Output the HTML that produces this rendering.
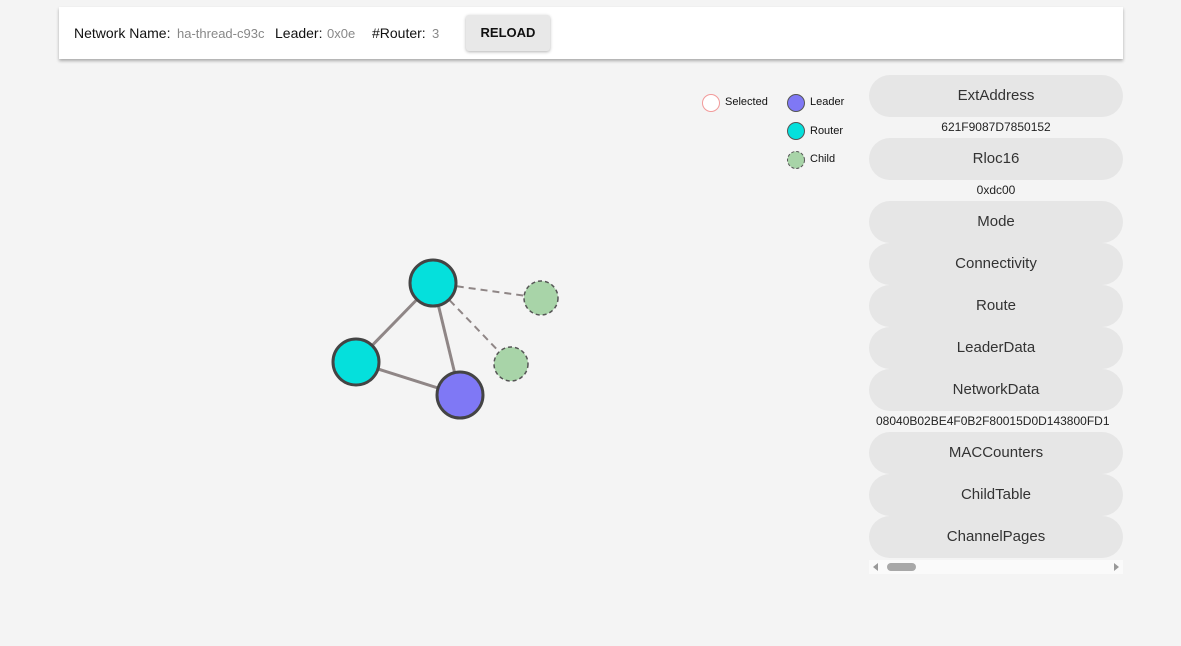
<!DOCTYPE html>
<html><head><style>
body{margin:0;width:1181px;height:646px;background:#f4f4f4;font-family:"Liberation Sans",sans-serif;position:relative;overflow:hidden}
.bar{position:absolute;left:59px;top:7px;width:1064px;height:52px;background:#fff;box-shadow:0 2px 3px rgba(0,0,0,.3)}
.bar span{position:absolute;top:18px;font-size:14px;color:#111}
.bar .v{color:#888;font-size:13px;top:19px}
.rel{position:absolute;left:407px;top:8px;width:84px;height:36px;background:#e8e8e8;border-radius:3px;box-shadow:0 1px 3px rgba(0,0,0,.3);font-size:13px;font-weight:bold;text-align:center;line-height:36px;color:#111}
.b{position:absolute;left:869px;width:254px;height:42px;border-radius:21px;background:#e6e6e6;text-align:center;line-height:42px;font-size:15px;color:#333}
.t{position:absolute;left:869px;width:254px;height:21px;text-align:center;line-height:21px;font-size:12px;color:#222;white-space:nowrap;overflow:hidden}
.lg{position:absolute;font-size:11px;color:#111}
</style></head><body>
<div class="bar">
<span style="left:15px">Network Name:</span><span class="v" style="left:118px">ha-thread-c93c</span>
<span style="left:216px">Leader:</span><span class="v" style="left:268px">0x0e</span>
<span style="left:313px">#Router:</span><span class="v" style="left:373px">3</span>
<div class="rel">RELOAD</div>
</div>
<svg style="position:absolute;left:0;top:0" width="1181" height="646">
<line x1="433" y1="283" x2="356" y2="362" stroke="#8f8686" stroke-width="3"/>
<line x1="433" y1="283" x2="460" y2="395" stroke="#8f8686" stroke-width="3"/>
<line x1="356" y1="362" x2="460" y2="395" stroke="#8f8686" stroke-width="3"/>
<line x1="433" y1="283" x2="541" y2="298" stroke="#8f8686" stroke-width="2" stroke-dasharray="7,5"/>
<line x1="433" y1="283" x2="511" y2="364" stroke="#8f8686" stroke-width="2" stroke-dasharray="7,5"/>
<circle cx="541" cy="298" r="17" fill="#a8d4a8" stroke="#555" stroke-width="1.5" stroke-dasharray="4,3"/>
<circle cx="511" cy="364" r="17" fill="#a8d4a8" stroke="#555" stroke-width="1.5" stroke-dasharray="4,3"/>
<circle cx="433" cy="283" r="23" fill="#05e0dc" stroke="#444" stroke-width="3"/>
<circle cx="356" cy="362" r="23" fill="#05e0dc" stroke="#444" stroke-width="3"/>
<circle cx="460" cy="395" r="23" fill="#7f78f5" stroke="#444" stroke-width="3"/>
<circle cx="711" cy="103" r="8.5" fill="#fff" stroke="#f29a9a" stroke-width="1"/>
<circle cx="796" cy="103" r="8.5" fill="#7f78f5" stroke="#555" stroke-width="1"/>
<circle cx="796" cy="131" r="8.5" fill="#05e0dc" stroke="#555" stroke-width="1"/>
<circle cx="796" cy="160" r="8.5" fill="#a8d4a8" stroke="#555" stroke-width="1" stroke-dasharray="3,2"/>
</svg>
<div class="lg" style="left:725px;top:96px">Selected</div>
<div class="lg" style="left:810px;top:96px">Leader</div>
<div class="lg" style="left:810px;top:125px">Router</div>
<div class="lg" style="left:810px;top:153px">Child</div>
<div class="b" style="top:75px">ExtAddress</div>
<div class="t" style="top:117px">621F9087D7850152</div>
<div class="b" style="top:138px">Rloc16</div>
<div class="t" style="top:180px">0xdc00</div>
<div class="b" style="top:201px">Mode</div>
<div class="b" style="top:243px">Connectivity</div>
<div class="b" style="top:285px">Route</div>
<div class="b" style="top:327px">LeaderData</div>
<div class="b" style="top:369px">NetworkData</div>
<div class="t" style="top:411px;text-align:left;padding-left:7px;width:247px">08040B02BE4F0B2F80015D0D143800FD1</div>
<div class="b" style="top:432px">MACCounters</div>
<div class="b" style="top:474px">ChildTable</div>
<div class="b" style="top:516px">ChannelPages</div>
<div style="position:absolute;left:869px;top:560px;width:254px;height:14px;background:#fafafa">
<div style="position:absolute;left:4px;top:3px;width:0;height:0;border-top:4px solid transparent;border-bottom:4px solid transparent;border-right:5px solid #999"></div>
<div style="position:absolute;left:18px;top:3px;width:29px;height:8px;border-radius:4px;background:#a8a8a8"></div>
<div style="position:absolute;right:4px;top:3px;width:0;height:0;border-top:4px solid transparent;border-bottom:4px solid transparent;border-left:5px solid #999"></div>
</div>
</body></html>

**GIVEN REQUEST:** Reproduce the listing exactly. Leave its pictures out.

**RESULT OF THIS TASK:**
Output the HTML that produces this rendering.
<!DOCTYPE html>
<html><head><style>
body{margin:0;width:1181px;height:646px;background:#f4f4f4;font-family:"Liberation Sans",sans-serif;position:relative;overflow:hidden}
.bar{position:absolute;left:59px;top:7px;width:1064px;height:52px;background:#fff;box-shadow:0 2px 3px rgba(0,0,0,.3)}
.bar span{position:absolute;top:18px;font-size:14px;color:#111}
.bar .v{color:#888;font-size:13px;top:19px}
.rel{position:absolute;left:407px;top:8px;width:84px;height:36px;background:#e8e8e8;border-radius:3px;box-shadow:0 1px 3px rgba(0,0,0,.3);font-size:13px;font-weight:bold;text-align:center;line-height:36px;color:#111}
.b{position:absolute;left:869px;width:254px;height:42px;border-radius:21px;background:#e6e6e6;text-align:center;line-height:42px;font-size:15px;color:#333}
.t{position:absolute;left:869px;width:254px;height:21px;text-align:center;line-height:21px;font-size:12px;color:#222;white-space:nowrap;overflow:hidden}
.lg{position:absolute;font-size:11px;color:#111}
</style></head><body>
<div class="bar">
<span style="left:15px">Network Name:</span><span class="v" style="left:118px">ha-thread-c93c</span>
<span style="left:216px">Leader:</span><span class="v" style="left:268px">0x0e</span>
<span style="left:313px">#Router:</span><span class="v" style="left:373px">3</span>
<div class="rel">RELOAD</div>
</div>
<svg style="position:absolute;left:0;top:0" width="1181" height="646">
<line x1="433" y1="283" x2="356" y2="362" stroke="#8f8686" stroke-width="3"/>
<line x1="433" y1="283" x2="460" y2="395" stroke="#8f8686" stroke-width="3"/>
<line x1="356" y1="362" x2="460" y2="395" stroke="#8f8686" stroke-width="3"/>
<line x1="433" y1="283" x2="541" y2="298" stroke="#8f8686" stroke-width="2" stroke-dasharray="7,5"/>
<line x1="433" y1="283" x2="511" y2="364" stroke="#8f8686" stroke-width="2" stroke-dasharray="7,5"/>
<circle cx="541" cy="298" r="17" fill="#a8d4a8" stroke="#555" stroke-width="1.5" stroke-dasharray="4,3"/>
<circle cx="511" cy="364" r="17" fill="#a8d4a8" stroke="#555" stroke-width="1.5" stroke-dasharray="4,3"/>
<circle cx="433" cy="283" r="23" fill="#05e0dc" stroke="#444" stroke-width="3"/>
<circle cx="356" cy="362" r="23" fill="#05e0dc" stroke="#444" stroke-width="3"/>
<circle cx="460" cy="395" r="23" fill="#7f78f5" stroke="#444" stroke-width="3"/>
<circle cx="711" cy="103" r="8.5" fill="#fff" stroke="#f29a9a" stroke-width="1"/>
<circle cx="796" cy="103" r="8.5" fill="#7f78f5" stroke="#555" stroke-width="1"/>
<circle cx="796" cy="131" r="8.5" fill="#05e0dc" stroke="#555" stroke-width="1"/>
<circle cx="796" cy="160" r="8.5" fill="#a8d4a8" stroke="#555" stroke-width="1" stroke-dasharray="3,2"/>
</svg>
<div class="lg" style="left:725px;top:96px">Selected</div>
<div class="lg" style="left:810px;top:96px">Leader</div>
<div class="lg" style="left:810px;top:125px">Router</div>
<div class="lg" style="left:810px;top:153px">Child</div>
<div class="b" style="top:75px">ExtAddress</div>
<div class="t" style="top:117px">621F9087D7850152</div>
<div class="b" style="top:138px">Rloc16</div>
<div class="t" style="top:180px">0xdc00</div>
<div class="b" style="top:201px">Mode</div>
<div class="b" style="top:243px">Connectivity</div>
<div class="b" style="top:285px">Route</div>
<div class="b" style="top:327px">LeaderData</div>
<div class="b" style="top:369px">NetworkData</div>
<div class="t" style="top:411px;text-align:left;padding-left:7px;width:247px">08040B02BE4F0B2F80015D0D143800FD1</div>
<div class="b" style="top:432px">MACCounters</div>
<div class="b" style="top:474px">ChildTable</div>
<div class="b" style="top:516px">ChannelPages</div>
<div style="position:absolute;left:869px;top:560px;width:254px;height:14px;background:#fafafa">
<div style="position:absolute;left:4px;top:3px;width:0;height:0;border-top:4px solid transparent;border-bottom:4px solid transparent;border-right:5px solid #999"></div>
<div style="position:absolute;left:18px;top:3px;width:29px;height:8px;border-radius:4px;background:#a8a8a8"></div>
<div style="position:absolute;right:4px;top:3px;width:0;height:0;border-top:4px solid transparent;border-bottom:4px solid transparent;border-left:5px solid #999"></div>
</div>
</body></html>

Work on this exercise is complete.